Две минуты истекли. Я пристально смотрел на приборы, показывающие, как стабилизируется его состояние, выравнивается пульс. Яд прекращал действие. Мальчик уснул, и на лбу его выступила испарина.
— Его, — я указал матери на больного, — нужно лечить. Лечить! — развёл руками и сделал несколько пассов, которые, на мой взгляд, куда доходчивее объяснили бы ей мои слова, чем подробная демонстрация приборов и медикаментов.
— Араго лидо ахчу? — спросила она шепотом, дрожа и не веря своему счастью. — Араго морцо дат?
Невольно уловив смысл ее слов, я подтвердил:
— Да, он будет жить. Но его нужно лечить. Мне лечить. Долго. Понимаете? Лечить…
— Дюлата-ута Араго? — она показала на меня. — Йэ дюлата-ута Араго? Атэ?
— Отнесите его домой. Я пойду с вами. С вами. Я.
Племя оживилось.

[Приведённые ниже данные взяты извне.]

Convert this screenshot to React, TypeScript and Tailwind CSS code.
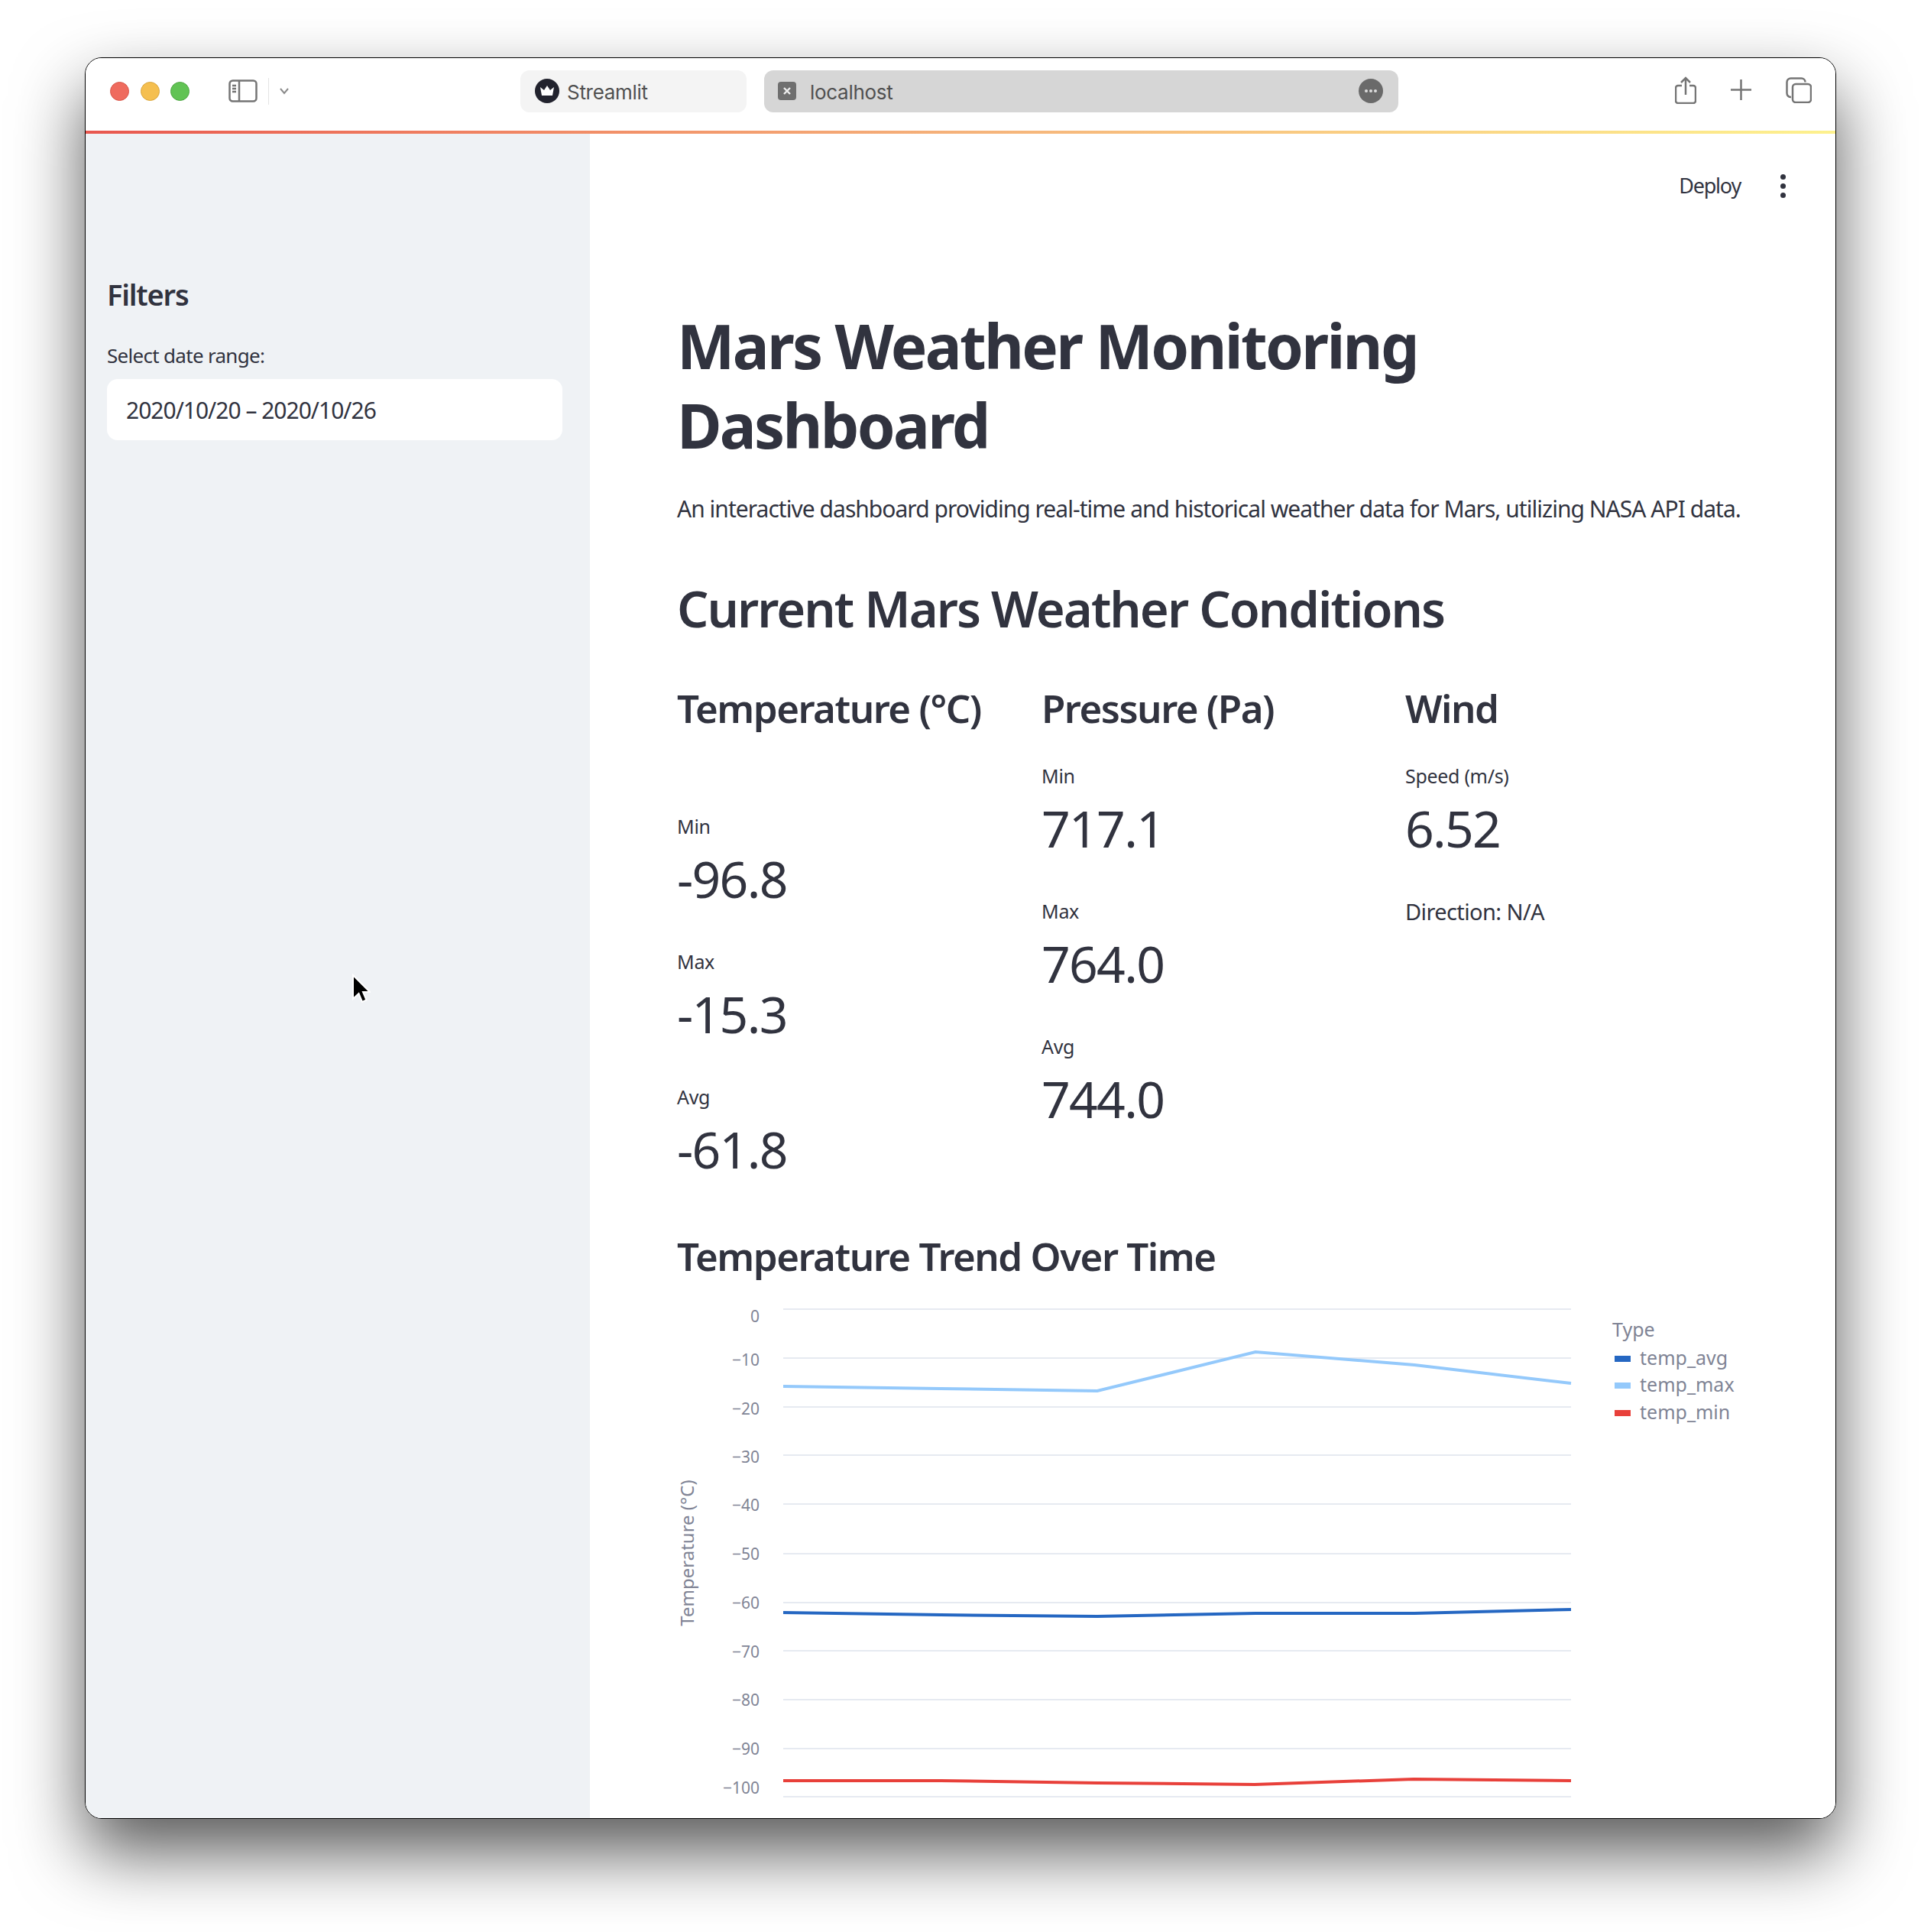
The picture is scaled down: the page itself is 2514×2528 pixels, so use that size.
const font = "font-['Noto_Sans','Liberation_Sans',sans-serif]";

const gridLines = [
  { y: 1713, label: "0", labelY: 1722 },
  { y: 1777, label: "−10", labelY: 1779 },
  { y: 1841, label: "−20", labelY: 1843 },
  { y: 1904, label: "−30", labelY: 1906 },
  { y: 1968, label: "−40", labelY: 1969 },
  { y: 2033, label: "−50", labelY: 2033 },
  { y: 2097, label: "−60", labelY: 2097 },
  { y: 2160, label: "−70", labelY: 2161 },
  { y: 2224, label: "−80", labelY: 2224 },
  { y: 2288, label: "−90", labelY: 2288 },
  { y: 2351, label: "−100", labelY: 2339 },
];

const series = [
  { name: "temp_max", color: "#94c9fb", pts: "1025,1814 1231,1817 1436,1820 1643,1769 1851,1786 2056,1810" },
  { name: "temp_avg", color: "#2567c2", pts: "1025,2110 1231,2113 1436,2115 1643,2111 1851,2111 2056,2106" },
  { name: "temp_min", color: "#e8403a", pts: "1025,2330 1231,2330 1436,2333 1642,2335 1850,2328 2056,2330" },
];

const legend = [
  { name: "temp_avg", color: "#2567c2", y: 1778 },
  { name: "temp_max", color: "#94c9fb", y: 1813 },
  { name: "temp_min", color: "#e8403a", y: 1849 },
];

function Chart() {
  return (
    <svg width="1530" height="720" viewBox="872 1660 1530 720" className="block">
      {gridLines.map((g) => (
        <g key={g.label}>
          <line x1="1025" x2="2056" y1={g.y} y2={g.y} stroke="#e6eaf1" strokeWidth="2" />
          <text x="994" y={g.labelY + 8} textAnchor="end" fontSize="21" fill="#808495" fontFamily="Noto Sans">{g.label}</text>
        </g>
      ))}
      <text transform="translate(908 2032) rotate(-90)" textAnchor="middle" fontSize="24" fill="#808495" fontFamily="Noto Sans">Temperature (°C)</text>
      {series.map((s) => (
        <polyline key={s.name} points={s.pts} fill="none" stroke={s.color} strokeWidth="4" />
      ))}
      <text x="2110" y="1749" fontSize="25" fill="#808495" fontFamily="Noto Sans">Type</text>
      {legend.map((l) => (
        <g key={l.name}>
          <rect x="2113" y={l.y - 4} width="21" height="8" fill={l.color} />
          <text x="2146" y={l.y + 8} fontSize="25" fill="#808495" fontFamily="Noto Sans">{l.name}</text>
        </g>
      ))}
    </svg>
  );
}

function Metric({ label, value, className = "" }: { label: string; value: string; className?: string }) {
  return (
    <div className={`h-[177px] ${className}`}>
      <div className="text-[25px] leading-[36px] tracking-[-0.3px]">{label}</div>
      <div className="mt-[8px] text-[66px] leading-[84px] tracking-[-1.7px]">{value}</div>
    </div>
  );
}

function TitleBar() {
  return (
    <div className="relative flex h-[95px] items-center bg-white pb-[9px]">
      <div className="ml-[32px] flex gap-[14.5px]">
        <span className="h-[25px] w-[25px] rounded-full border border-[#d8574b] bg-[#ef6b5e]" />
        <span className="h-[25px] w-[25px] rounded-full border border-[#d9a63e] bg-[#f5bf4f]" />
        <span className="h-[25px] w-[25px] rounded-full border border-[#4fa644] bg-[#61c354]" />
      </div>
      <svg width="38" height="30" viewBox="0 0 38 30" className="ml-[51px]" fill="none" stroke="#757575" strokeWidth="2.5">
        <rect x="1.5" y="1.5" width="35" height="27" rx="4" />
        <line x1="14" y1="2" x2="14" y2="28" />
        <line x1="5" y1="8" x2="10" y2="8" />
        <line x1="5" y1="12" x2="10" y2="12" />
        <line x1="5" y1="16" x2="10" y2="16" />
      </svg>
      <span className="ml-[14px] h-[35px] w-px bg-[#e4e4e4]" />
      <svg width="14" height="10" viewBox="0 0 14 10" className="ml-[13px]" fill="none" stroke="#8a8a8a" strokeWidth="2">
        <path d="M2 2l5 6 5-6" />
      </svg>
      <div className="ml-[302px] flex h-[55px] w-[296px] items-center rounded-[12px] bg-[#f4f4f4]">
        <svg width="32" height="32" viewBox="0 0 32 32" className="ml-[19px]">
          <circle cx="16" cy="16" r="16" fill="#22232e" />
          <path d="M7 11l5 4 4-6 4 6 5-4-2 11H9z" fill="#fff" />
        </svg>
        <span className="ml-[10px] pt-[2px] font-['Inter'] text-[26px] tracking-[-0.3px] text-[#505050]">Streamlit</span>
      </div>
      <div className="ml-[23px] flex h-[55px] w-[830px] items-center rounded-[12px] bg-[#d6d6d6]">
        <span className="ml-[18px] flex h-[24px] w-[24px] items-center justify-center rounded-[4px] bg-[#6f6f6f]">
          <svg width="12" height="12" viewBox="0 0 12 12" stroke="#eee" strokeWidth="2.4"><path d="M2 2l8 8M10 2l-8 8" /></svg>
        </span>
        <span className="ml-[18px] pt-[2px] font-['Inter'] text-[26px] tracking-[-0.3px] text-[#505050]">localhost</span>
        <span className="ml-auto mr-[20px] flex h-[32px] w-[32px] items-center justify-center gap-[2px] rounded-full bg-[#6a6a6a]">
          <i className="h-[4px] w-[4px] rounded-full bg-[#ddd]" />
          <i className="h-[4px] w-[4px] rounded-full bg-[#ddd]" />
          <i className="h-[4px] w-[4px] rounded-full bg-[#ddd]" />
        </span>
      </div>
      <div className="ml-auto mr-[31px] flex items-center gap-[45px] pb-[3px]">
        <svg width="28" height="36" viewBox="0 0 28 36" fill="none" stroke="#757575" strokeWidth="2.5">
          <path d="M9 12H4a3 3 0 0 0-3 3v17a3 3 0 0 0 3 3h20a3 3 0 0 0 3-3V15a3 3 0 0 0-3-3h-5" />
          <path d="M14 24V2M8 8l6-6 6 6" />
        </svg>
        <svg width="27" height="27" viewBox="0 0 27 27" stroke="#757575" strokeWidth="2.5"><path d="M13.5 0v27M0 13.5h27" /></svg>
        <svg width="34" height="34" viewBox="0 0 34 34" fill="none" stroke="#757575" strokeWidth="2.5">
          <path d="M7 26a5 5 0 0 1-5.5-5V6.5a5 5 0 0 1 5-5h14a5 5 0 0 1 5 5" />
          <rect x="9" y="9" width="24" height="24" rx="4" />
        </svg>
      </div>
    </div>
  );
}

export default function App() {
  return (
    <div className={`h-[2528px] w-[2514px] overflow-hidden bg-white pl-[111px] pt-[75px] text-[#31333f] ${font}`}>
      <div className="flex h-[2305px] w-[2292px] flex-col overflow-hidden rounded-[22px] border border-black shadow-[0_44px_90px_rgba(0,0,0,0.65)]">
        <TitleBar />
        <div className="h-[4px] shrink-0 bg-gradient-to-r from-[#e8574f] via-[#f5b27a] to-[#fdf18e]" />
        <div className="flex min-h-0 flex-1">
          <aside className="relative w-[660px] shrink-0 bg-[#eff2f5] pl-[28px] pr-[36px] pt-[183px]">
            <h2 className="text-[38px] font-semibold leading-[54px] tracking-[-1.2px]">Filters</h2>
            <label className="mt-[35px] block text-[26px] leading-[36px] tracking-[-0.7px]">Select date range:</label>
            <div className="mt-[13px] flex h-[80px] items-center rounded-[14px] bg-white pl-[25px] text-[30px] tracking-[-1px]">
              2020/10/20 – 2020/10/26
            </div>
            <svg width="26" height="40" viewBox="0 0 26 40" className="absolute left-[347px] top-[1099px]">
              <path d="M3 2v31l7.5-7 4.5 11 5.5-2.5-4.5-10.5H25z" fill="#000" stroke="#fff" strokeWidth="2" />
            </svg>
          </aside>
          <main className="min-w-0 flex-1 bg-white pl-[114px]">
            <div className="flex h-[136px] items-center justify-end pr-[65px]">
              <span className="text-[27px] tracking-[-1.2px]">Deploy</span>
              <span className="ml-[52px] flex flex-col gap-[5px]">
                <i className="h-[7px] w-[7px] rounded-full bg-[#31333f]" />
                <i className="h-[7px] w-[7px] rounded-full bg-[#31333f]" />
                <i className="h-[7px] w-[7px] rounded-full bg-[#31333f]" />
              </span>
            </div>
            <h1 className="mt-[89px] w-[1300px] text-[80px] font-bold leading-[104px] tracking-[-2.7px]">
              Mars Weather Monitoring Dashboard
            </h1>
            <p className="mt-[36px] whitespace-nowrap text-[30px] leading-[44px] tracking-[-0.97px]">
              An interactive dashboard providing real-time and historical weather data for Mars, utilizing NASA API data.
            </p>
            <h2 className="mt-[63px] text-[65px] font-semibold leading-[90px] tracking-[-1.95px]">Current Mars Weather Conditions</h2>
            <div className="mt-[45px] grid grid-cols-[477px_476px_1fr]">
              <div>
                <h3 className="text-[51px] font-semibold leading-[80px] tracking-[-1.5px]">Temperature (°C)</h3>
                <Metric className="mt-[97px]" label="Min" value="-96.8" />
                <Metric label="Max" value="-15.3" />
                <Metric label="Avg" value="-61.8" />
              </div>
              <div>
                <h3 className="text-[51px] font-semibold leading-[80px] tracking-[-1.5px]">Pressure (Pa)</h3>
                <Metric className="mt-[31px]" label="Min" value="717.1" />
                <Metric label="Max" value="764.0" />
                <Metric label="Avg" value="744.0" />
              </div>
              <div>
                <h3 className="text-[51px] font-semibold leading-[80px] tracking-[-1.5px]">Wind</h3>
                <Metric className="mt-[31px]" label="Speed (m/s)" value="6.52" />
                <div className="-mt-[3px] text-[29px] leading-[44px] tracking-[-0.6px]">Direction: N/A</div>
              </div>
            </div>
            <h3 className="mt-[33px] text-[51px] font-semibold leading-[33px] tracking-[-1.5px]">Temperature Trend Over Time</h3>
            <div className="-ml-[14px]">
              <Chart />
            </div>
          </main>
        </div>
      </div>
    </div>
  );
}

Несколько мускулистых юношей подхватили носилки на плечи, остальные дикари окружили нас с Хаммоном, и в этом сопровождении мы двинулись в сельву.
— А теперь расскажи мне о вашем Новом годе, — попросил я тогда Фараона.
Конец 3 книги
ЭПИЛОГ
Вот уже много лет я живу в сельве отшельником. Попытки хотя бы в «третьем» состоянии разведать, где на соседнем материке находится действующий портал в Агизской пустыне, не привели ни к чему: да, я увидел установку, но в ней не хватало составляющих. Охранялся ТДМ тщательно, да и люди, владеющие корпорацией, где некогда работал Фараон, были очень непросты, как и шаман, тот самый человек-в-шкуре.
Араго, сын вождя, выздоровел полностью. О былом укусе напоминали только два белых шрама на ноге и немого деформированная правая икра. Он сменил своего отца после его смерти через десять лет. Когда Араго стал главой племени, шаман, его родной старший брат, покинул сородичей и ушел к соседям.
Хаммон перебрался в город на этом же континенте. Звал он с собой и меня, но я решил остаться в сельве. Что нового я увидел бы в городе? И чем здешние горожане могли быть интереснее моих дикарей?
А в голове часто, так часто повторялся смех и слова Желтого Всадника: «Ты мог бы беспрепятственно путешествовать по всем без исключения мирам»… Да, воссоздавая себя во мне, Александр-Кристиан Харрис даже не предполагал, что может совершить такой чудовищный просчет. Вероятно, он не мог и представить, что я усмотрю свое-его предназначение в глупейшем за всю историю человечества акте медленного самоубийства, ведь чем по сути, как не суицидом, было мое нынешнее затворничество без права вернуться Домой?